### SOURCE RECORDS
--------------------------------------------------
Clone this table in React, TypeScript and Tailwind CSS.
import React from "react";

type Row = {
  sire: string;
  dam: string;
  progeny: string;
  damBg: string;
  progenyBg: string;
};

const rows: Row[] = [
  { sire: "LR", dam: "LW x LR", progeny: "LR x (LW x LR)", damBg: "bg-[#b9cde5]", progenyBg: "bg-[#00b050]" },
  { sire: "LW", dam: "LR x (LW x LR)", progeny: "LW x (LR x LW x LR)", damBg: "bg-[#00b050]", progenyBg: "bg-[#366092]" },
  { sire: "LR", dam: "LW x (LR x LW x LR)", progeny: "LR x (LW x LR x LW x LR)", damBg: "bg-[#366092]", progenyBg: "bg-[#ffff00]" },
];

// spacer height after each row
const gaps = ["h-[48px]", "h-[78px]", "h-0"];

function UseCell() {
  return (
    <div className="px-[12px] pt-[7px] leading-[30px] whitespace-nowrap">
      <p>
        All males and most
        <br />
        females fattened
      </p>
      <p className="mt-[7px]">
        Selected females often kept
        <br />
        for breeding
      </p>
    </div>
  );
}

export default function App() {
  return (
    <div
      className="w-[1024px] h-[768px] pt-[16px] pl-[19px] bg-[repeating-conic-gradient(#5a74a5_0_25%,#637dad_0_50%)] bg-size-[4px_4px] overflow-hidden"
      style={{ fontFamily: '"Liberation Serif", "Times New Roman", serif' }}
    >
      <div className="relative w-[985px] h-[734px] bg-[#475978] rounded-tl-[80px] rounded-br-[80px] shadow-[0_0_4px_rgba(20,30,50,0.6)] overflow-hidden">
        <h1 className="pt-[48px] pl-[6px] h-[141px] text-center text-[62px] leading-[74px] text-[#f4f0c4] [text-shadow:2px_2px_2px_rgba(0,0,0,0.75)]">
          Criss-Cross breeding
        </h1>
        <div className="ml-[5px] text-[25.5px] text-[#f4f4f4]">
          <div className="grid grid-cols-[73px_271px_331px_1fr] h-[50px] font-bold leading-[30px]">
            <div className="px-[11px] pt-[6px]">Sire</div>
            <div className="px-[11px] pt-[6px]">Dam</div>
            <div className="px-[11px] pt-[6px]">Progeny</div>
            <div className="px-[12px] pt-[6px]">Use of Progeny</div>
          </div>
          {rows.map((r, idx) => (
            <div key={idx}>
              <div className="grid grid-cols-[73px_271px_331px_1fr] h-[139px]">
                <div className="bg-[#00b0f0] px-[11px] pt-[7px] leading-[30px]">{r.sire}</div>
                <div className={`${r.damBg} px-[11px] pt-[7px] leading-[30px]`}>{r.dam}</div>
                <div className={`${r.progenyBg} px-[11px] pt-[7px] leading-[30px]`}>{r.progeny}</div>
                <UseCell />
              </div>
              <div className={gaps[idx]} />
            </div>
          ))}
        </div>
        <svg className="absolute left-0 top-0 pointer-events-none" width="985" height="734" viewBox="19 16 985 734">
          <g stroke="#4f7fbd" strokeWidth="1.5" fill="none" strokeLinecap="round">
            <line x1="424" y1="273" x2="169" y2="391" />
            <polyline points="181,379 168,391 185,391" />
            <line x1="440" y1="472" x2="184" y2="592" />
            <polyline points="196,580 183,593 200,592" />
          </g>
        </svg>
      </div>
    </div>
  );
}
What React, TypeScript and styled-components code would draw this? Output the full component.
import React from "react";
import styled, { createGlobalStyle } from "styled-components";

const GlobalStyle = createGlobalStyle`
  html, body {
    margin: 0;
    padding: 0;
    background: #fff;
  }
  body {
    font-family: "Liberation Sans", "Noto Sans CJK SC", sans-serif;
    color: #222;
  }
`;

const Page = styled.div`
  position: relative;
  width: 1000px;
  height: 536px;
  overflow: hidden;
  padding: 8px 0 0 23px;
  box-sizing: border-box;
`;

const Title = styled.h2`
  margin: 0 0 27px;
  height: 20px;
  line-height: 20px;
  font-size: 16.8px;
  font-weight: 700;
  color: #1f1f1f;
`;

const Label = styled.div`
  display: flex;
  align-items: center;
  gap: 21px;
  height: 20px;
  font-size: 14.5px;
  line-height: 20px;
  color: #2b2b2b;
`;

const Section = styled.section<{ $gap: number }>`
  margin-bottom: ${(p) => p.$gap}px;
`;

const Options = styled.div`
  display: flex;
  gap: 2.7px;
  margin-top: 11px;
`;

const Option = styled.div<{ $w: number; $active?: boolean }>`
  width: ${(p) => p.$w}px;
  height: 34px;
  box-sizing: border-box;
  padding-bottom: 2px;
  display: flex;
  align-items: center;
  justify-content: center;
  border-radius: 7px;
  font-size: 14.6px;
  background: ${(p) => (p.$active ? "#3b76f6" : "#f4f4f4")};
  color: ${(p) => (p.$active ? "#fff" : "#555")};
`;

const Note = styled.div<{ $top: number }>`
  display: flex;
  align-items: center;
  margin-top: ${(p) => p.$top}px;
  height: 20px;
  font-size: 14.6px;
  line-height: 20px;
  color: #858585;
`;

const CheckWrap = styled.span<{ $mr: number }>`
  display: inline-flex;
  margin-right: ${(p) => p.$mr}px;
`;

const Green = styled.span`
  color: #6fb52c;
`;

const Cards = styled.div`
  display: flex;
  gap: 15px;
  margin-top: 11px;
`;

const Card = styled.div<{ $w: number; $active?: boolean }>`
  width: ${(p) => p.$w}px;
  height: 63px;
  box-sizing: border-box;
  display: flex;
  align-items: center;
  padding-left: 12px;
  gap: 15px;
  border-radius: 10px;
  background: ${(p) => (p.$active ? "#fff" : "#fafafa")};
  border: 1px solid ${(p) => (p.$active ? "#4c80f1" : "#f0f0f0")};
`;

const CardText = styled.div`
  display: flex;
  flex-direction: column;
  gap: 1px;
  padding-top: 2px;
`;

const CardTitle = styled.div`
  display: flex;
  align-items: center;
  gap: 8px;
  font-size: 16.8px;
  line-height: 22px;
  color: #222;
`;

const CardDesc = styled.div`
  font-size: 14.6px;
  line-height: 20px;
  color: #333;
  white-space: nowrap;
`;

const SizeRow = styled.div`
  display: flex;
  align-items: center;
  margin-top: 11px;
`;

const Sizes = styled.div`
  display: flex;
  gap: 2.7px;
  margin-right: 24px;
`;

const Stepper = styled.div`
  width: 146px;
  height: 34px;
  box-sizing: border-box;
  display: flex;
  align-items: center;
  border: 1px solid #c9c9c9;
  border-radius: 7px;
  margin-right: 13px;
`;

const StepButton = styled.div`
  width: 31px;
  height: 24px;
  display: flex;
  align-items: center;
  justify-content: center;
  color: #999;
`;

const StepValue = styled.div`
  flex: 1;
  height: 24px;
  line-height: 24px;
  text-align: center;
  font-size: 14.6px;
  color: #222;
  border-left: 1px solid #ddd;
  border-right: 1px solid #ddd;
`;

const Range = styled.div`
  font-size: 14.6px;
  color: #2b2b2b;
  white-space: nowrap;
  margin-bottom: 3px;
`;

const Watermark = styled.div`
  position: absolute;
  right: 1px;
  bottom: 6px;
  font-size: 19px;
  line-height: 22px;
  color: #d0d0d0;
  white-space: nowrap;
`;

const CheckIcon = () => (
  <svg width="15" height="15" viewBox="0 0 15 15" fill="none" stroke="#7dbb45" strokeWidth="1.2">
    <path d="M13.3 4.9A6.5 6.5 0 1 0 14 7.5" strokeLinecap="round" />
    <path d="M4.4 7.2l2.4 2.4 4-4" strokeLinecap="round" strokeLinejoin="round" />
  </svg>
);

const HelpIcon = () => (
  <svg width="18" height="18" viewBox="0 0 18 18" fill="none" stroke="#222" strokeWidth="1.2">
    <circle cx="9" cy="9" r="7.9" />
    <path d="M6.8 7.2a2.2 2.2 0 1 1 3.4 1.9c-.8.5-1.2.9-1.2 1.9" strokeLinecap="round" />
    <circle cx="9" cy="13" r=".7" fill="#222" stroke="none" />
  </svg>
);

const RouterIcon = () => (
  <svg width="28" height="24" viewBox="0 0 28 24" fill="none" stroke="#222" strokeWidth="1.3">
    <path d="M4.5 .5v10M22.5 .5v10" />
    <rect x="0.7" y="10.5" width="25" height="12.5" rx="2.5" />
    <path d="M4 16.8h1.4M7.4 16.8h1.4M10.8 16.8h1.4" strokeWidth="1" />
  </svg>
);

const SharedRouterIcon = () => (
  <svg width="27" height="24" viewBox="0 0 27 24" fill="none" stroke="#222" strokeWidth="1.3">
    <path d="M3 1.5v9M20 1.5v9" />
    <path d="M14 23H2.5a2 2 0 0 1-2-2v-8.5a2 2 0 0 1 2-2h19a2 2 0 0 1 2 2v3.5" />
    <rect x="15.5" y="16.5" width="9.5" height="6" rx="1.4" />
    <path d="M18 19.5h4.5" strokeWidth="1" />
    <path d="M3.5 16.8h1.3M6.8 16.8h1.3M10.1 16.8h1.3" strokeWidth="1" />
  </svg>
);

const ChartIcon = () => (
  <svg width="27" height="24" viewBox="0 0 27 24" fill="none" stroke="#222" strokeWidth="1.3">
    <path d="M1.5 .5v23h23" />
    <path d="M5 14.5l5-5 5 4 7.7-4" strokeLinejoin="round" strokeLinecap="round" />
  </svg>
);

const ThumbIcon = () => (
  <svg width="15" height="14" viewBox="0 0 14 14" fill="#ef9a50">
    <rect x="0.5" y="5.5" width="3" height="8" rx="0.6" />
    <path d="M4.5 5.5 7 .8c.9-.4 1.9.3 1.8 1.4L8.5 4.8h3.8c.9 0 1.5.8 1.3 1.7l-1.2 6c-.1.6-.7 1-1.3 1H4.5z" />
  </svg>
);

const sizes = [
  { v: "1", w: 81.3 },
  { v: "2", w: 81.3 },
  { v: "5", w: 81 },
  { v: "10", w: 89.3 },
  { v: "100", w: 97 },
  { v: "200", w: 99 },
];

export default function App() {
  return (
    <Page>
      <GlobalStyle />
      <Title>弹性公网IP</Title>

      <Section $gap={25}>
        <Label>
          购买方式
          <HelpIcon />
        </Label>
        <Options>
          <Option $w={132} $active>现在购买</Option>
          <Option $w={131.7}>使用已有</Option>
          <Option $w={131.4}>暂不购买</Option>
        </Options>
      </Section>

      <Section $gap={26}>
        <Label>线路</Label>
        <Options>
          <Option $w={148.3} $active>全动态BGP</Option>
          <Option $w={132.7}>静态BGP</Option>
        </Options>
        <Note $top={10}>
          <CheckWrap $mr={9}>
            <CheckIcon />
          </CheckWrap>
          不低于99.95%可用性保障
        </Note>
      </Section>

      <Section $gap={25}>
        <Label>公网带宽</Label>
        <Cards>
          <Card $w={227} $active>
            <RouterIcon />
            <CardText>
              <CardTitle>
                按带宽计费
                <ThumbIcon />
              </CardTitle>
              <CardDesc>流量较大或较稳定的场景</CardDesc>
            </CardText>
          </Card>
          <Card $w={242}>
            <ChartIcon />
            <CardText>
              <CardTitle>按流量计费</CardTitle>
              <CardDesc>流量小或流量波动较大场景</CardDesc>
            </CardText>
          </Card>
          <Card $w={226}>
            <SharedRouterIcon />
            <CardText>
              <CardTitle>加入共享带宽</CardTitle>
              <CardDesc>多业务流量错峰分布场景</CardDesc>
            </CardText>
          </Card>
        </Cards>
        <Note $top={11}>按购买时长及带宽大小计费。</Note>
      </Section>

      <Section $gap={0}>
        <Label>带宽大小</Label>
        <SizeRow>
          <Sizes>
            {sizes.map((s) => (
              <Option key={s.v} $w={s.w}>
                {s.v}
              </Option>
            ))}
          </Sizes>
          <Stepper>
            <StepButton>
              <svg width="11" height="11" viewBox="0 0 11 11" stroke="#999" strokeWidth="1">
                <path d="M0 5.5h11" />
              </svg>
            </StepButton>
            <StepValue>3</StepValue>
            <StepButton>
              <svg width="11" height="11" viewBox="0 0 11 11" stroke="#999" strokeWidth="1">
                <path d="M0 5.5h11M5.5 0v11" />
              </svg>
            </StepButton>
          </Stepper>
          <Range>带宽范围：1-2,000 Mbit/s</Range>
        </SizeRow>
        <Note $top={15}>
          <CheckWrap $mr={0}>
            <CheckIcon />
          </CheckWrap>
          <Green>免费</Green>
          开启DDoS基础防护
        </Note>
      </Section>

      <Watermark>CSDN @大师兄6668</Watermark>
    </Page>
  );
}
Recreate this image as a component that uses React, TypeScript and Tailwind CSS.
--------------------------------------------------
Select all lines in the listing above where the word "components" appears, and show them.

### ANSWER FOR THE TASK
What React, TypeScript and styled-components code would draw this? Output the full component.
import styled, { createGlobalStyle } from "styled-components";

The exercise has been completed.